■ Task statement ■
Wherever "index" appears in a line, list that line.

■ Data ■
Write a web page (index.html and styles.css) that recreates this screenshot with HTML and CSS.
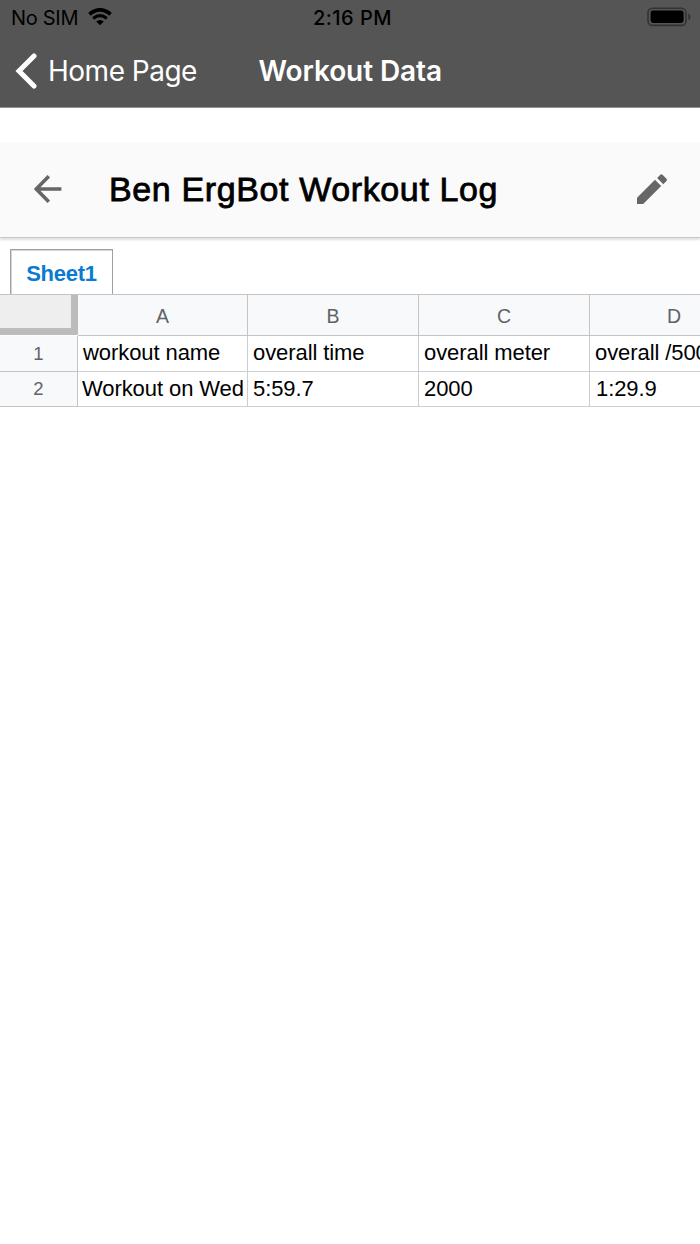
FILE: index.html
```html
<!DOCTYPE html>
<html lang="en">
<head>
<meta charset="utf-8">
<title>Workout Data</title>
<link rel="stylesheet" href="styles.css">
</head>
<body>
<header class="top">
  <div class="status">
    <div class="carrier"><span class="sim">No SIM</span>
      <svg class="wifi" width="24" height="18" viewBox="0 0 24 18"><path d="M1.4 6.2Q12-2.4 22.6 6.2" fill="none" stroke="#000" stroke-width="3.8"/><path d="M5.2 10.4Q12 4.8 18.8 10.4" fill="none" stroke="#000" stroke-width="3.3"/><path d="M8.2 13.5Q12 10.4 15.8 13.5L12 17.2Z"/></svg>
    </div>
    <span class="time">2:16 PM</span>
    <svg class="battery" width="44" height="20" viewBox="0 0 44 20"><rect x="1" y="1.2" width="38" height="17.2" rx="4.5" fill="none" stroke="#333" stroke-width="1.6"/><rect x="3.6" y="3.6" width="33" height="12.4" rx="2.4"/><path d="M41.4 6.5Q43.4 7.3 43.4 9.7T41.4 13Z" fill="#2f2f2f"/></svg>
  </div>
  <nav class="nav">
    <div class="back">
      <svg width="22" height="36" viewBox="0 0 22 36"><path d="M19 3L4 18L19 33" fill="none" stroke="#fff" stroke-width="5" stroke-linecap="round"/></svg>
      <span class="home">Home Page</span>
    </div>
    <span class="heading">Workout Data</span>
  </nav>
</header>
<section class="document">
  <svg class="arrow" width="28" height="28" viewBox="0 0 28 28"><path d="M14.8 1.2L2.2 14L14.8 26.8M2.4 14H27.4" fill="none" stroke="#666" stroke-width="3.6"/></svg>
  <h1 class="title">Ben ErgBot Workout Log</h1>
  <svg class="pencil" width="32" height="32" viewBox="0 0 32 32" fill="#666"><path d="M1 24.8L19 6.8L25.2 13L7.2 31H1Z"/><path d="M21.1 5L24.3 1.8Q25.4.7 26.5 1.8L30.5 5.8Q31.6 6.9 30.5 8L27.3 11.2Z"/></svg>
</section>
<div class="tabs"><div class="tab"><span class="tab-label">Sheet1</span></div></div>
<main class="sheet">
  <div class="corner"></div><div class="col">A</div><div class="col">B</div><div class="col">C</div><div class="col last">D</div>
  <div class="num">1</div><div class="cell">workout name</div><div class="cell">overall time</div><div class="cell">overall meter</div><div class="cell last">overall /500</div>
  <div class="num">2</div><div class="cell wide">Workout on Wed</div><div class="cell">5:59.7</div><div class="cell">2000</div><div class="cell last indent">1:29.9</div>
</main>
</body>
</html>
```
FILE: styles.css
```css
* { box-sizing: border-box; }
body { margin: 0; width: 700px; height: 1244px; overflow: hidden; background: #fff; font-family: "Liberation Sans", Arial, sans-serif; color: #000; }
svg { display: block; flex: none; }
.top { height: 108px; background: #555; border-bottom: 1px solid #929292; font-family: Inter, sans-serif; white-space: nowrap; }
.status { height: 36px; display: grid; grid-template-columns: 300px 1fr 300px; align-items: center; font-size: 20px; line-height: 36px; }
.carrier { display: flex; align-items: center; gap: 10px; padding-left: 11px; }
.sim { letter-spacing: -.3px; }
.wifi { margin-top: -2px; }
.time { text-align: center; font-weight: 500; letter-spacing: .5px; padding-left: 5px; }
.battery { justify-self: end; margin: -2px 9px 0 0; }
.nav { height: 70px; display: grid; grid-template-columns: 258.5px 1fr; align-items: center; color: #fff; font-size: 28px; line-height: 70px; }
.back { display: flex; align-items: center; gap: 11px; padding-left: 15px; }
.home { letter-spacing: -.5px; }
.heading { font-weight: 600; letter-spacing: -.1px; }
.document { margin-top: 34px; height: 96px; background: #fafafa; border-bottom: 1px solid #c7c7c7; box-shadow: 0 2px 2px rgba(0,0,0,.12); display: flex; align-items: center; padding: 0 32px 2px 34px; }
.title { margin: 0 auto 0 47px; font-size: 34px; font-weight: 400; line-height: 40px; letter-spacing: .62px; -webkit-text-stroke: .8px #000; white-space: nowrap; }
.tabs { height: 56px; padding: 11px 0 0 10px; }
.tab { width: 103px; height: 45px; border: 1px solid #a0a0a0; border-width: 1px 1px 0; text-align: center; font-size: 22px; font-weight: 700; line-height: 47px; color: #0a7bd0; box-shadow: inset 1px 0 #d5d5d5, inset 0 1px #d5d5d5; }
.tab-label { letter-spacing: -.25px; }
.sheet { display: grid; grid-template-columns: 78px 170px 171px 171px 110px; grid-template-rows: 41px 36px 35px; border-top: 1px solid #c4c4c4; overflow: hidden; }
.corner { background: #eee; border-right: 7px solid #bcbcbc; border-bottom: 7px solid #bcbcbc; height: 40px; }
.col, .num { background: #f8f9fa; color: #5f6368; display: flex; align-items: center; justify-content: center; font-size: 19.5px; border-right: 1px solid #c4c4c4; border-bottom: 1px solid #c4c4c4; }
.col { padding-top: 2px; }
.num { font-size: 18.5px; }
.cell { border-right: 1px solid #cdcdcd; border-bottom: 1px solid #cfcfcf; padding-left: 5px; font-size: 22px; line-height: 34px; letter-spacing: -.08px; white-space: nowrap; overflow: hidden; }
.wide { padding-left: 4px; }
.col.last { justify-content: flex-start; padding-left: 77px; border-right: 0; }
.cell.last { border-right: 0; }
.indent { padding-left: 6px; }
```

■ Answer to this problem ■
Write a web page (index.html and styles.css) that recreates this screenshot with HTML and CSS.
FILE: index.html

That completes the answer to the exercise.